Title:
Sister dearest
By
Author: Marianna Heulser
Appearing in issue #33, August 19,
2013
Tag line: Lily and Violet were always so close. But now Violet was alive…and Lily was not!
Police characters: Detectives Kevin McCarthy and Lola Wells
The gist: Two well-off sisters live together in
a mansion on Park Avenue. The police
were called to the home by the maid, who had worked for the two women for over
20 years. She had been told to call the
funeral home by sister Violet, as sister Lily was found dead in her bed from an
apparent suicide, but the maid summoned the police. Violet is a doctor. She tended to Lily who was a diabetic, giving
Lily daily doses of insulin. The story
goes that Lily was so depressed about her poor health that she took an overdose
of pain medicine the dentist had prescribed for an abscess. The maid claimed she never heard Lily
complain and didn’t feel she was depressed. A check of the scene of the death revealed
Lily still lying in her canopy bed, and a bedside table containing a Tiffany
lamp, a crystal pitcher filled with water, an old fashioned alarm clock, a
romance novel and an empty orange plastic pill bottle. When police spoke to Violet, she demanded
they address her as Doctor as she is not yet retired. She claims she had been so concentrating on
treating her sister’s diabetes that she missed the signs of depression. Violet
found the body and told the maid to call the funeral home. When questioned why she didn’t call the
police, Doctor Violet retorted that it was perfectly clear what happened and
that she could sign the death certificate. The sisters’ nephew showed up claiming that
the two ladies did not get along well.
Violet wanted to sell the house and all the belongings and travel, but
Lily would not sell. Detective Wells studied her notepad and decided to take
another look at the bedroom. She said
she realized they had overlooked something important.
Crime scene: Lily’s bedroom.
Clues: The clue in the story is the pitcher of water and the items
(or lack of them) on the bedside table. See more on that below.
Suspects: Violet.
Red herrings: None.
Solution: Detective Wells recalled seeing a pitcher full of water but
no water glass. If Lily had swallowed
the pills herself there would be a glass on the table and the pitcher would not
be filled to the brim. Instead of injecting
her sister with insulin, Violet administered an overdose of the painkiller.
My two cents:
Okay, let’s analyze this a bit.
Violet is a doctor. She demands the police address her as doctor
as she has not yet retired. This is
puzzling to me. A doctor is addressed as
such until the day he/she dies…and even then it might still be on the
tombstone. What is she talking about?
And as a
doctor, she knows very well that best practices frown on doctors signing death
certificates of close relatives. Just
like they don’t perform surgery on relatives unless it was an emergency
situation. But she was ready to just
sign on the dotted line and be done with it which would raise eyebrows and cause
people to ask questions. Not too smart
for a killer who doesn’t want to go to prison.
Next thing,
a doctor, of all people, knows that a death that is not a natural death MUST be
reported. She can’t be that stupid. Even if the maid did call the funeral home,
THEY would have reported the death. You
just can’t go shipping bodies off to be buried.
The story
said the crystal pitcher was filled with water.

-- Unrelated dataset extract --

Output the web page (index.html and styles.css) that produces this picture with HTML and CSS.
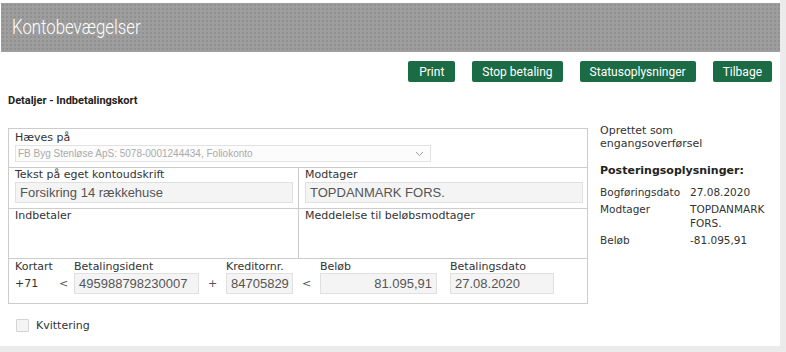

It didn’t say it was filled to the brim.
To make the solution read: and the
pitcher would not be filled to the brim is just unfair. The reader counts
on the author being straight with the facts.
If Lily
wanted to take those pills herself, she could have very well gone to the
bathroom, downed the pills in there, come out and made herself comfortable in her
bed to await her final sleep. In fact as
there was no glass on the nightstand she would have had to go in the bathroom
to take the pills. So to say that
because there is no glass on the table it must be murder is pretty thin.
Dr. Violet
gave herself away by foolishly trying to get rid of the body. That’s the real clue.
2 comments:
The amount of stuff on the bedside dresser emphasised its importance, I felt. Might've been better placing a couple of them elsewhere. Must admit the lack of a glass didn't seem like a clue to me either - I'd have quite happily guzzled from the jug (slob). I'm with you on the issue of a doctor signing a close family member's death cert. There are protocols in place about even treating a family member (it's advised against on both sides of the pond), so I'm sure that issuing a death cert must be even more closely controlled. So that was like a big red marker pointing to the killer to me.
That's a good point. Those table items should have been tucked in the story here and there instead of one lump. It was obvious the author was trying to give us a clue there, but she mislead us by changing something in the solution. That's the bigger sin to me.